From 8ace775a8409f074fbfdd852f57b6de6f6440191 Mon Sep 17 00:00:00 2001
From: Katherine Crowson <crowsonkb@gmail.com>
Date: Mon, 22 Jan 2024 23:53:19 +0000
Subject: [PATCH] Update README for transformer-model-v2

---
 README.md | 12 +++++++-----
 1 file changed, 7 insertions(+), 5 deletions(-)
diff --git a/README.md b/README.md
index 0007c4d..76ad91c 100644
--- a/README.md
+++ b/README.md
@@ -4,11 +4,9 @@
 
 An implementation of [Elucidating the Design Space of Diffusion-Based Generative Models](https://arxiv.org/abs/2206.00364) (Karras et al., 2022) for PyTorch, with enhancements and additional features, such as improved sampling algorithms and transformer-based diffusion models.
 
-## Hourglass transformer experimental branch
+## Hourglass diffusion transformer
 
-**This branch is under active development. Models of the new type that are trained with it may stop working due to backward incompatible changes.**
-
-This branch of `k-diffusion` is for testing an experimental model type, `image_transformer_v2`, that uses ideas from [Hourglass Transformer](https://arxiv.org/abs/2110.13711) and [DiT](https://arxiv.org/abs/2212.09748).

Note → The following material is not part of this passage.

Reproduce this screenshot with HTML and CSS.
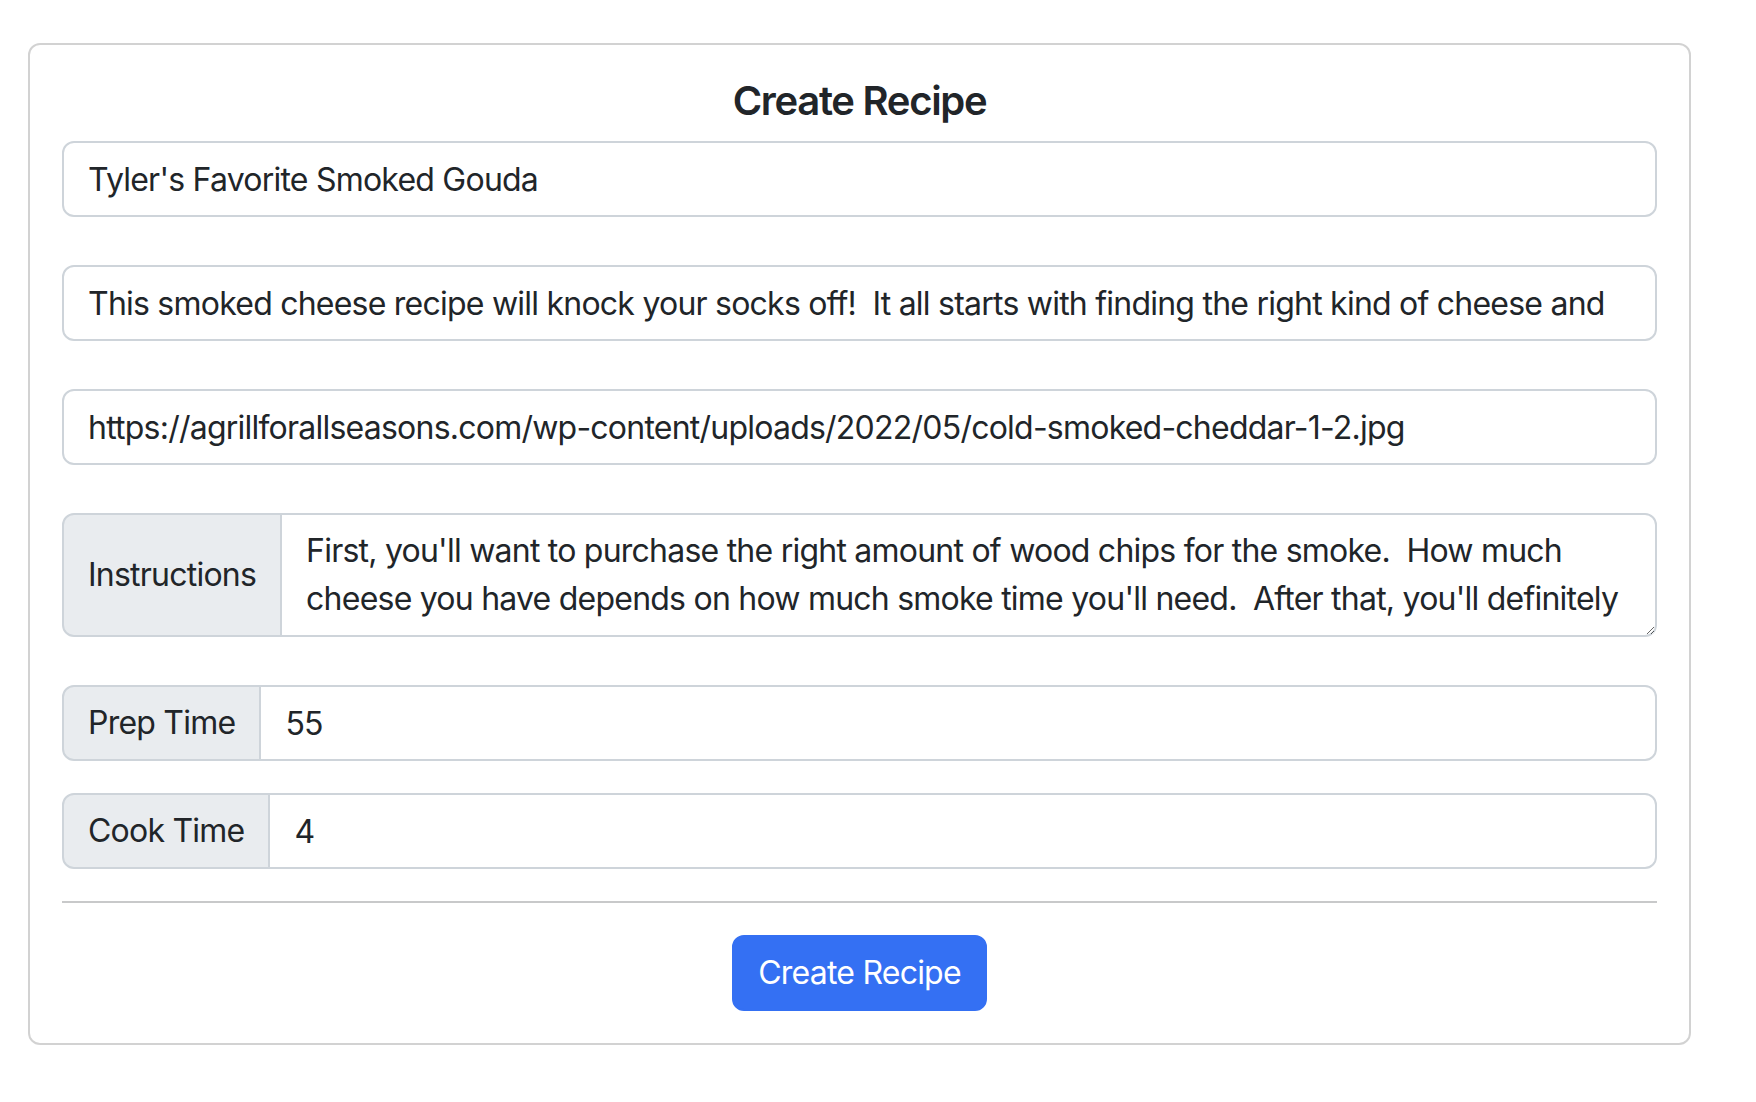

+`k-diffusion` contains a new model type, `image_transformer_v2`, that uses ideas from [Hourglass Transformer](https://arxiv.org/abs/2110.13711) and [DiT](https://arxiv.org/abs/2212.09748).
 
 ### Requirements
 
@@ -18,7 +16,7 @@ To use the new model type you will need to install custom CUDA kernels:
 
 * [FlashAttention-2](https://github.com/Dao-AILab/flash-attention) for global attention. It will fall back to plain PyTorch if it is not installed.
 
-Also, you should make sure your PyTorch installation is capable of using `torch.compile()` (for instance, if you are using Python 3.11, you should use a PyTorch nightly build instead of 2.0). It will fall back to eager mode if `torch.compile()` is not available, but it will be slower and use more memory in training.
+Also, you should make sure your PyTorch installation is capable of using `torch.compile()`. It will fall back to eager mode if `torch.compile()` is not available, but it will be slower and use more memory in training.
 
 ### Usage
 
@@ -76,6 +74,10 @@ In the `"model"` key of the config file:
 
     The window size at each level must evenly divide the image size at that level. Models trained with one attention type must be fine-tuned to be used with a different type.
 
+#### Inference
+
+TODO: write this section
+
 ## Installation
 
 `k-diffusion` can be installed via PyPI (`pip install k-diffusion`) but it will not include training and inference scripts, only library code that others can depend on. To run the training and inference scripts, clone this repository and run `pip install -e <path to repository>`.